We were criticized early on with the results when the electronic paper came out because EMS providers thought we were saying that LUCAS causes harm. That’s not what we’re saying. The crux of the paper is that even after this quality improvement effort and changes to the indications for the LUCAS application, the findings remained the same. Before, it was ‘If it’s there, you use it.’ We changed it to ‘Only use it [LUCAS] for transport or if you have limited or exhausted resources.’
Early on we changed the manual CPR protocols. We let the crews do their compressions on a manikin and what we found was the first compressor’s quality of compressions slowly decreased in that second minute. We changed compressors so that the rested person will have good quality for the second minute of the compressions. Dr. Hinchey changed it to where our pit crew has two people who are compressors only. That's how we arrived at our protocol for a 2-minute cycle with one minute done by each compressor. Our focus was on the perfusion aspect. It allows us to minimize interruptions in compressions, so they only get interrupted by the AEDs when they’re analyzing.

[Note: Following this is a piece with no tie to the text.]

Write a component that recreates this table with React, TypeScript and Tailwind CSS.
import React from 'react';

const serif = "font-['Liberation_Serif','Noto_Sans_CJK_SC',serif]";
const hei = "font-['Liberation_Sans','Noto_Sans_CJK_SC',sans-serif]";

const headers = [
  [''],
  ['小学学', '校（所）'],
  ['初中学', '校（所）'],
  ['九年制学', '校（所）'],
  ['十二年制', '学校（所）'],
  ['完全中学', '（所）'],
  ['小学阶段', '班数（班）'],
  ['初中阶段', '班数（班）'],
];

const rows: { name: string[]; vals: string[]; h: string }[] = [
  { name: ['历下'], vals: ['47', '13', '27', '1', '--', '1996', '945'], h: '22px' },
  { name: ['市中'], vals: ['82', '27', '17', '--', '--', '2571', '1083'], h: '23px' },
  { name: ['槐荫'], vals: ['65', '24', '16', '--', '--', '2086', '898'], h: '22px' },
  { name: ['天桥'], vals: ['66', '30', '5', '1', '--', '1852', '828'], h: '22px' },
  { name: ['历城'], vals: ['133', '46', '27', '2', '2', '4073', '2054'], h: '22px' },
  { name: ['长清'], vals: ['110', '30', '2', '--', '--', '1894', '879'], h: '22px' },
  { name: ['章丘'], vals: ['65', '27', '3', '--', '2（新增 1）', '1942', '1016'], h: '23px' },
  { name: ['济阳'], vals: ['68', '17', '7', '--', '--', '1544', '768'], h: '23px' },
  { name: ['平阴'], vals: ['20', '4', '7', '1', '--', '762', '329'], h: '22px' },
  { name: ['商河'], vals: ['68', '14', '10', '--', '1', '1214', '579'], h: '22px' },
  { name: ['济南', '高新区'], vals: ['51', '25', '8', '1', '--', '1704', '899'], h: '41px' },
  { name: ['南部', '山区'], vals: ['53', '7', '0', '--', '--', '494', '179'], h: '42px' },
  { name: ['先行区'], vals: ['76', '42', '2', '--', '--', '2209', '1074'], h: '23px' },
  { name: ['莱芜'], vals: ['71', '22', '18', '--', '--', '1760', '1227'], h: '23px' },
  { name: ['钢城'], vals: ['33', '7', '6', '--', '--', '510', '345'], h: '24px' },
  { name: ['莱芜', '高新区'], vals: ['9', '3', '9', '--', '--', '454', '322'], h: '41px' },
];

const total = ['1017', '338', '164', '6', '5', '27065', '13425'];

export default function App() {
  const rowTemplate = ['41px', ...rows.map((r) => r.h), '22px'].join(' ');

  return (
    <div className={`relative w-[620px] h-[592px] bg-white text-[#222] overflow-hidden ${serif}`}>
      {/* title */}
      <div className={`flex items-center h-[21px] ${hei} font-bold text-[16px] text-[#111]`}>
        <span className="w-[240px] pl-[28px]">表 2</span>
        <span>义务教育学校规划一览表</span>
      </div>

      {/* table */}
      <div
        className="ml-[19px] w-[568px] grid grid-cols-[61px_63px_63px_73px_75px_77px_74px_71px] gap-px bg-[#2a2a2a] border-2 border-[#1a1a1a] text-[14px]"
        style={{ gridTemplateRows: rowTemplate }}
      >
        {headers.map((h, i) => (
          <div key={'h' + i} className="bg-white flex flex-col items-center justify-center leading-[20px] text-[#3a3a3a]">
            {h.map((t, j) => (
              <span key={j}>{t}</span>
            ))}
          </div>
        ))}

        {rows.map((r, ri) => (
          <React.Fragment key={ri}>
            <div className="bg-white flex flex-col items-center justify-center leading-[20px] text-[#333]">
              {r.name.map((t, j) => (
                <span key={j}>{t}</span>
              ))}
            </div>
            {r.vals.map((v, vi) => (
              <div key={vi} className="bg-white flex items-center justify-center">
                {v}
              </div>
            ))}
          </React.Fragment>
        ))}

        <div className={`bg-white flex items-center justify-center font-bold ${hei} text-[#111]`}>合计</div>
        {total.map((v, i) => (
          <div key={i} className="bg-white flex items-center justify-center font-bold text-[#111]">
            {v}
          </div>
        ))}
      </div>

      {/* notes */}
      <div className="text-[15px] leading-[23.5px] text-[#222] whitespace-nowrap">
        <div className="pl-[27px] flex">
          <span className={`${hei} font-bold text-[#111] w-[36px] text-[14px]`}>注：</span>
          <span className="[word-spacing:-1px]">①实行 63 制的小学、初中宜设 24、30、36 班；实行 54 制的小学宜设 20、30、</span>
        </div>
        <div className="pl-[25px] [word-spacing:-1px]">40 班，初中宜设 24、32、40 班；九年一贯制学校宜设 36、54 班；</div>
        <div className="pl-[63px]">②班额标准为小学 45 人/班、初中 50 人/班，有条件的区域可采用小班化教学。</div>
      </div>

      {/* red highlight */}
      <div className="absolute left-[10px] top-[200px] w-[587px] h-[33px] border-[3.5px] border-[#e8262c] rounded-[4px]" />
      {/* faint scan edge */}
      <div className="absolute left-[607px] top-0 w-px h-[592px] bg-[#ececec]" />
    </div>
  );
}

Did the department eventually limit its use of the LUCAS because of the protocol changes?
We did seem to decrease use of the LUCAS, but Dr. Mark Escott, our current medical director, felt this was from a patient safety concern. How could we continue to use it as we were using it with the data we had? It wasn't perfect data, but it was our data. Others might have been able to show something different, but our data was based on our firefighters and their performance.

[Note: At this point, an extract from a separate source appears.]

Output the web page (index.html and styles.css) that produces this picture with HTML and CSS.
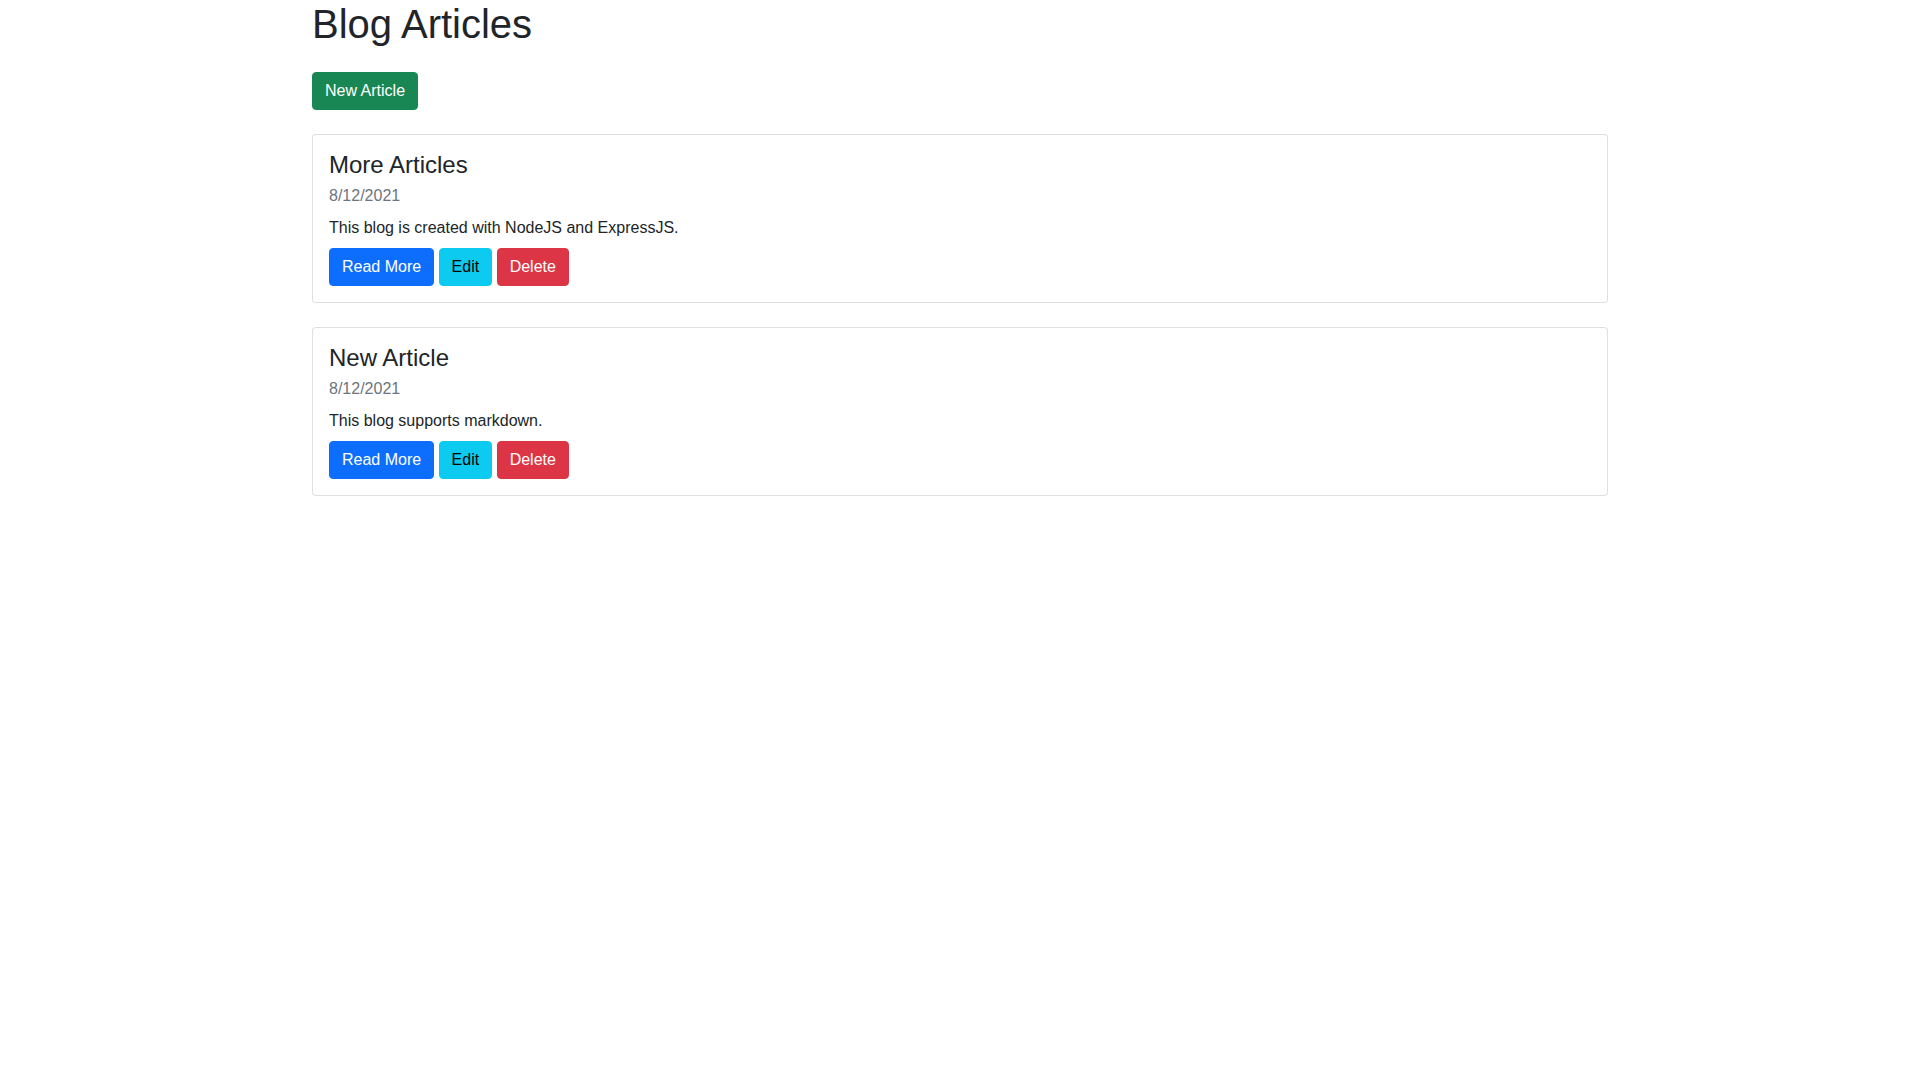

Our LUCAS devices are being phased out now because of the cost. They cost about $12,000 a piece and to keep all of them calibrated cost nearly $100,000 a year for a device that we didn't have the data to show benefit for survival. The only real benefit was provider safety during transport.
After the protocol change, we were finding that the LUCAS was being used no more than a half-dozen times a month. We want the paramedics to have the autonomy to make decisions that make sense. If they're doing it just because it's easier, that's not a good reason. But even when they decide to transport, we want them to give high-performance manual CPR a chance first. We try to work most of our cardiac arrests on scene and either resuscitate them or don’t transport.
What was the take-away message with these findings?
If you have a low probability of benefit, are you putting these providers and the public at risk? You have to explain to your crews that when evidence lacks, we choose treatments based on what seems to make the most sense. Things change as we learn new science, so don't get stuck on new interventions. We often don’t like that concept because we want to find something like the LUCAS—we're looking for a magical device and there are no magical devices. With the LUCAS, it's most likely not the device but the human aspect of being able to put it on the patient. That part competes with our “don't interrupt CPR” objective. So far, what we know works best is high quality CPR and defibrillation if they're in a shockable rhythm.
Louis Gonzales, MPH, CPPS, CPHQ, LP is the Clinical Quality & Patient Safety Specialist at Austin/Travis County Office of the Medical Director. He was trained as a paramedic in the Seattle Medic One Program 27 years ago.